Lower-than-average week-to-week drops was the main theme at the box office this weekend.
It was yet another crazy rich weekend at the box office for Warner Bros’ romantic comedy Crazy Rich Asians. The book-to-film adaptation dropped just 5.7% in its second frame, bringing in an impressive $25 million. To put that into perspective, the average drop for a film in its sophomore outing is around 50% which makes Crazy Rich Asian‘s 5.7% the 11th smallest second-week drop ever. The film’s total domestic haul after two weeks now totals over $76 million and is on pace to gross north of $150 million.
Still treading behind Crazy Rich Asians in second place is another WB surprise hit. The Meg devoured an additional $13 million the last three days, bringing its domestic catch to an admirable $105.3 million.

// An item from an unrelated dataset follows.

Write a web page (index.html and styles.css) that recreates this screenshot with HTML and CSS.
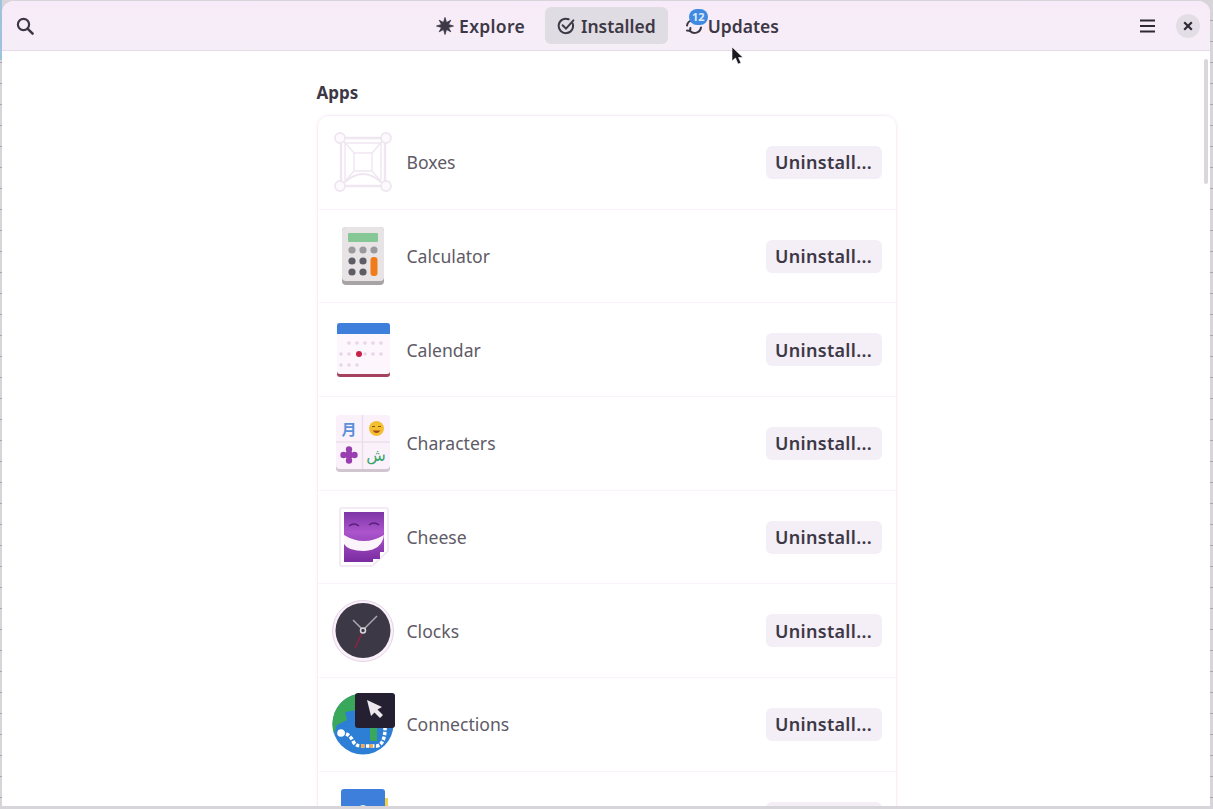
FILE: index.html
```html
<!DOCTYPE html>
<html lang="en">
<head>
    <meta charset="UTF-8">
    <meta name="viewport" content="width=device-width, initial-scale=1.0">
    <title>Software</title>
    <link rel="stylesheet" href="styles.css">
</head>
<body>
    <div class="window">
        <header class="headerbar">
            <div class="header-start">
                <svg class="icon-search" width="20" height="20" viewBox="0 0 20 20"><circle cx="8.5" cy="8.5" r="5.6" fill="none" stroke="#3d3846" stroke-width="2.2"/><path d="M12.8 12.8 17.6 17.6" stroke="#3d3846" stroke-width="2.6" stroke-linecap="round"/></svg>
            </div>
            <nav class="switcher">
                <div class="tab tab-explore">
                    <svg width="18" height="18" viewBox="0 0 18 18"><path d="M9 0.500 10.500 5.500 14.800 3.200 12.500 7.500 17.500 9 12.500 10.500 14.800 14.800 10.500 12.500 9 17.500 7.500 12.500 3.200 14.800 5.500 10.500 0.500 9 5.500 7.500 3.200 3.200 7.500 5.500Z" fill="#3d3846" stroke="#3d3846" stroke-width="0.800" stroke-linejoin="round"/></svg>
                    <span>Explore</span>
                </div>
                <div class="tab tab-active">
                    <svg width="18" height="18" viewBox="0 0 18 18" fill="none" stroke="#3d3846" stroke-width="2" stroke-linecap="round"><path d="M15.6 6.4A7.2 7.2 0 1 1 11.6 2.3"/><path d="M5.6 8.2 9 11.6 16.4 3.4"/></svg>
                    <span>Installed</span>
                </div>
                <div class="tab tab-updates">
                    <svg width="18" height="18" viewBox="0 0 18 18" fill="none" stroke="#3d3846" stroke-width="2" stroke-linecap="round"><path d="M2 8.5A6.5 6.5 0 0 1 13 5"/><path d="M16 10.5A6.5 6.5 0 0 1 5 14"/><path d="M2 13.6 5 14 5.4 11"/></svg>
                    <span>Updates</span>
                    <span class="badge">12</span>
                </div>
            </nav>
            <div class="header-end">
                <svg width="16" height="14" viewBox="0 0 16 14"><path d="M0 1.5H15M0 7H15M0 12.5H15" stroke="#2e2a35" stroke-width="2"/></svg>
                <button class="close">
                    <svg width="10" height="10" viewBox="0 0 10 10"><path d="M1.2 1.2 8.8 8.8M8.8 1.2 1.2 8.8" stroke="#2e2a35" stroke-width="2.2"/></svg>
                </button>
            </div>
        </header>
        <main class="content">
            <div class="scrollbar"></div>
            <section class="column">
                <h2>Apps</h2>
                <div class="list">
                    <div class="row">
                        <svg class="app-icon" width="64" height="64" viewBox="0 0 64 64" fill="none" stroke="#f0e6f2" stroke-width="1.4">
                            <path d="M10 8H54V56H10Z" stroke-width="2.400"/>
                            <path d="M14 13H50M14 13V50M50 13V50"/>
                            <path d="M23 23H41V41H23Z"/>
                            <path d="M10 8 23 23M54 8 41 23M10 56 23 41M54 56 41 41"/>
                            <path d="M14 52Q32 36 50 52" stroke-width="2"/>
                            <g fill="#fdfafd" stroke-width="1.800"><circle cx="9" cy="8" r="5"/><circle cx="55" cy="8" r="5"/><circle cx="9" cy="56" r="5"/><circle cx="55" cy="56" r="5"/></g>
                        </svg>
                        <span class="app-name">Boxes</span>
                        <button class="uninstall">Uninstall...</button>
                    </div>
                    <div class="row">
                        <svg class="app-icon" width="64" height="64" viewBox="0 0 64 64">
                            <rect x="11" y="3" width="42" height="58" rx="4" fill="#a8a4a6"/>
                            <rect x="11" y="3" width="42" height="54" rx="4" fill="#e8e4e6"/>
                            <rect x="17" y="9" width="30" height="9" rx="1" fill="#85c795"/>
                            <g fill="#9a9a9e"><circle cx="21" cy="26" r="3.6"/><circle cx="32" cy="26" r="3.6"/><circle cx="43" cy="26" r="3.6"/></g>
                            <g fill="#5e5c64"><circle cx="21" cy="37" r="3.6"/><circle cx="32" cy="37" r="3.6"/><circle cx="21" cy="48" r="3.6"/><circle cx="32" cy="48" r="3.6"/></g>
                            <rect x="39.500" y="33" width="7" height="19" rx="3" fill="#f07c1a"/>
                        </svg>
                        <span class="app-name">Calculator</span>
                        <button class="uninstall">Uninstall...</button>
                    </div>
                    <div class="row">
                        <svg class="app-icon" width="64" height="64" viewBox="0 0 64 64">
                            <rect x="6" y="5" width="53" height="54" rx="3" fill="#a5405f"/>
                            <rect x="6" y="5" width="53" height="51" rx="3" fill="#fdf6fc"/>
                            <path d="M6 16V8A3 3 0 0 1 9 5H56A3 3 0 0 1 59 8V16Z" fill="#3f7fdc"/>
                            <g fill="#e6d6e6"><circle cx="18" cy="25" r="1.800"/><circle cx="26" cy="25" r="1.800"/><circle cx="34" cy="25" r="1.800"/><circle cx="42" cy="25" r="1.800"/><circle cx="50" cy="25" r="1.800"/><circle cx="10" cy="36" r="1.800"/><circle cx="18" cy="36" r="1.800"/><circle cx="34" cy="36" r="1.800"/><circle cx="42" cy="36" r="1.800"/><circle cx="50" cy="36" r="1.800"/><circle cx="10" cy="47" r="1.800"/><circle cx="18" cy="47" r="1.800"/><circle cx="26" cy="47" r="1.800"/></g>
                            <circle cx="28" cy="36" r="3" fill="#c9204a"/>
                        </svg>
                        <span class="app-name">Calendar</span>
                        <button class="uninstall">Uninstall...</button>
                    </div>
                    <div class="row">
                        <svg class="app-icon" width="64" height="64" viewBox="0 0 64 64">
                            <rect x="5" y="5" width="54" height="56" rx="4" fill="#cfc6cf"/>
                            <rect x="5" y="4" width="54" height="54" rx="4" fill="#fbf1fb"/>
                            <path d="M31.500 4V58M5 31H59" stroke="#e9dfe9" stroke-width="1.500"/>
                            <text x="18" y="24" text-anchor="middle" class="glyph-cjk">月</text>
                            <circle cx="45.500" cy="17.500" r="7.500" fill="#f3bf30"/>
                            <path d="M41 15.500H44M47 15.500H50" stroke="#7a5a10" stroke-width="1.200"/>
                            <path d="M41.500 19.500H49.500Q45.500 24.500 41.500 19.500Z" fill="#a5461c"/>
                            <g fill="#9a3fb0"><circle cx="18" cy="38.500" r="3.200"/><circle cx="18" cy="49.500" r="3.200"/><circle cx="12.500" cy="44" r="3.200"/><circle cx="23.500" cy="44" r="3.200"/><rect x="15" y="41" width="6" height="6"/></g>
                            <text x="45" y="50" text-anchor="middle" class="glyph-arabic">ش</text>
                        </svg>
                        <span class="app-name">Characters</span>
                        <button class="uninstall">Uninstall...</button>
                    </div>
                    <div class="row">
                        <svg class="app-icon" width="64" height="64" viewBox="0 0 64 64">
                            <defs><linearGradient id="cheeseFill" x1="0" y1="0" x2="0" y2="1"><stop offset="0" stop-color="#7d35a6"/><stop offset="0.4" stop-color="#ac55cc"/><stop offset="1" stop-color="#7a2ba0"/></linearGradient></defs>
                            <path d="M11 3H55A2 2 0 0 1 57 5V46L41 61H11A2 2 0 0 1 9 59V5A2 2 0 0 1 11 3Z" fill="#fff" stroke="#f0e4f2" stroke-width="1.500"/>
                            <path d="M13 7H53V47H49V54H42V57H13Z" fill="url(#cheeseFill)"/>
                            <path d="M13 30Q33 42 53 30 51 45 33 46 17 46 13 39Z" fill="#fbf4fb"/>
                            <path d="M18 21Q23 17 28 21M38 20Q43 16 48 20" fill="none" stroke="#58207c" stroke-width="1.500"/>
                        </svg>
                        <span class="app-name">Cheese</span>
                        <button class="uninstall">Uninstall...</button>
                    </div>
                    <div class="row">
                        <svg class="app-icon" width="64" height="64" viewBox="0 0 64 64">
                            <circle cx="32" cy="32" r="30.500" fill="#fbf1fb" stroke="#e5d3e6" stroke-width="1"/>
                            <circle cx="32" cy="31.500" r="27.500" fill="#3d3846"/>
                            <path d="M32 31 22 21M32 31 46 17" stroke="#aaa6ae" stroke-width="1.500"/>
                            <path d="M31.500 33 24 49" stroke="#8c2340" stroke-width="1.500"/>
                            <circle cx="32" cy="31.500" r="2.500" fill="#3d3846" stroke="#ddd8de" stroke-width="1.500"/>
                        </svg>
                        <span class="app-name">Clocks</span>
                        <button class="uninstall">Uninstall...</button>
                    </div>
                    <div class="row">
                        <svg class="app-icon" width="64" height="64" viewBox="0 0 64 64">
                            <circle cx="32" cy="32" r="30.500" fill="#2c7fd4"/>
                            <path d="M1.500 32A30.500 30.500 0 0 1 26 2V18L14 20 16 28 6 33 3 42A30.500 30.500 0 0 1 1.500 32Z" fill="#3aa85a"/>
                            <path d="M39 36H46V49H39Z" fill="#3aa85a"/>
                            <path d="M10 41Q18 41 22 49 24 54 30 54H46Q54 52 54 36" fill="none" stroke="#fff" stroke-width="3.500" stroke-dasharray="3.500 1.500"/>
                            <path d="M30 54H47" stroke="#f2a84a" stroke-width="3.500" stroke-dasharray="3.500 5"/>
                            <circle cx="10" cy="41" r="3.800" fill="#fff"/>
                            <rect x="24" y="1" width="40" height="35" rx="3" fill="#241f31"/>
                            <path d="M36 8 40 24 43.500 20.500 49 26 52 23 46.500 17.500 51 15Z" fill="#ece8ee"/>
                        </svg>
                        <span class="app-name">Connections</span>
                        <button class="uninstall">Uninstall...</button>
                    </div>
                    <div class="row">
                        <svg class="app-icon" width="64" height="64" viewBox="0 0 64 64">
                            <rect x="10" y="3" width="44" height="58" rx="3" fill="#3f7fdc"/>
                            <rect x="54" y="12" width="3" height="14" fill="#f3d24a"/>
                            <circle cx="32" cy="24" r="5" fill="#e6eefa"/>
                        </svg>
                        <span class="app-name"></span>
                        <button class="uninstall" aria-label="Uninstall"></button>
                    </div>
                </div>
            </section>
        </main>
    </div>
    <svg class="pointer" width="14" height="20" viewBox="0 0 14 20"><path d="M1 1V15L4.500 12 7 18 10 17 7.500 11.500H12Z" fill="#1b1a20" stroke="#fff" stroke-width="0.600"/></svg>
</body>
</html>
```

FILE: styles.css
```css
html, body {
    height: 100%;
}
body {
    margin: 0;
    overflow: hidden;
    font-family: "Noto Sans", "Open Sans", sans-serif;
    color: #3d3846;
    background-color: #d8d5da;
    background-image:
        linear-gradient(#9fc3dc, #9fc3dc),
        repeating-linear-gradient(180deg, transparent 0 20px, #aaa6ae 20px 21px);
    background-size: 2px 60px, auto;
    background-repeat: no-repeat, repeat;
}
.window {
    height: 805px;
    margin: 1px 3px 0 2px;
    display: flex;
    flex-direction: column;
    overflow: hidden;
    border-radius: 12px 12px 0 0;
    background-color: #fff;
}
.headerbar {
    flex: none;
    height: 49px;
    display: grid;
    grid-template-columns: 1fr auto 1fr;
    align-items: center;
    padding: 0 10px 0 13px;
    background: linear-gradient(180deg, #f8ebf9, #f5eef7);
    border-bottom: 1px solid #e4dbe6;
}
.icon-search {
    display: block;
}
.switcher {
    display: flex;
    align-items: center;
    gap: 6px;
}
.tab {
    position: relative;
    height: 37px;
    display: flex;
    align-items: center;
    gap: 6px;
    padding: 0 12px;
    border-radius: 6px;
    font-size: 17.5px;
    font-weight: 600;
    color: #3d3846;
}
.tab-explore {
    gap: 5px;
    margin-right: 2px;
    letter-spacing: 0.3px;
}
.tab-active {
    background-color: #e0dce3;
}
.tab-updates {
    gap: 5px;
    margin-left: -1px;
}
.badge {
    position: absolute;
    top: 2px;
    left: 16px;
    width: 19px;
    height: 16px;
    border-radius: 8px;
    background-color: #3f8ae0;
    color: #dbe9fa;
    font-size: 11px;
    font-weight: 700;
    line-height: 16px;
    text-align: center;
}
.header-end {
    display: flex;
    align-items: center;
    justify-content: flex-end;
    gap: 20px;
}
.close {
    width: 24px;
    height: 24px;
    display: flex;
    align-items: center;
    justify-content: center;
    padding: 0;
    border: none;
    border-radius: 50%;
    background-color: #e3dee5;
}
.content {
    position: relative;
    flex: 1;
    overflow: hidden;
    display: flex;
    justify-content: center;
}
.scrollbar {
    position: absolute;
    top: 8px;
    right: 2px;
    width: 4px;
    height: 125px;
    border-radius: 2px;
    background-color: #dad6dc;
}
.column {
    width: 580px;
    margin-left: 1px;
}
h2 {
    margin: 30px 0 10px;
    font-size: 17px;
    line-height: 24px;
    font-weight: 700;
    color: #3d3846;
}
.list {
    border: 1px solid #f8eef9;
    border-radius: 12px;
    box-shadow: 0 0 3px #f6ecf7;
}
.row {
    height: 92.700px;
    display: flex;
    align-items: center;
    padding: 0 14px 0 13px;
    border-bottom: 1px solid #faf3fb;
}
.app-icon {
    flex: none;
    margin-right: 12px;
}
.app-name {
    flex: 1;
    font-size: 17.6px;
    color: #5e5a66;
}
.uninstall {
    height: 33px;
    width: 116px;
    padding: 0;
    border: none;
    border-radius: 6px;
    background-color: #f4eef6;
    font-family: inherit;
    font-size: 18px;
    font-weight: 600;
    letter-spacing: 0.3px;
    color: #3d3846;
}
.glyph-cjk {
    font-family: "Noto Sans CJK SC", sans-serif;
    font-size: 15px;
    font-weight: 700;
    fill: #5b8fd8;
}
.glyph-arabic {
    font-family: "DejaVu Sans", sans-serif;
    font-size: 16px;
    fill: #3aa76d;
}
.pointer {
    position: absolute;
    top: 46px;
    left: 731px;
}
```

STX’s raunchy puppet comedy The Happytime Murders debuted at number three with a disappointing $10 million. Anticipation for this Brian Henson film started building following the release of its initial redband trailer. Unfortunately, this weekend’s underperformance is the ultimate consequence of poor critical reception, with a 26 Metacritic score and a 22% critic consensus via the Tomatometer.
At number four this weekend was Mission: Impossible– Fallout. The sixth film in the long-tenured series scored an estimated $8 million. Domestically alone the high-octane sequel has grossed just shy of $194 million. ‘Fallout’ is currently outpacing domestic franchise leader Mission: Impossible II by a slim $5 million. Worldwide the Tom Cruise vehicle now stands over $538 million.
Rounding out the top five is the live-action Winnie the Pooh movie strangely titled Christopher Robin. Strange title or not, the film scooped up an extra $6.3 million out of the domestic honey jar. That’s a mere 28.5% drop from last weekend. As stated last week, this movie continues to benefit from the lack of competing family fare. Expect it to continue to do so next weekend as well.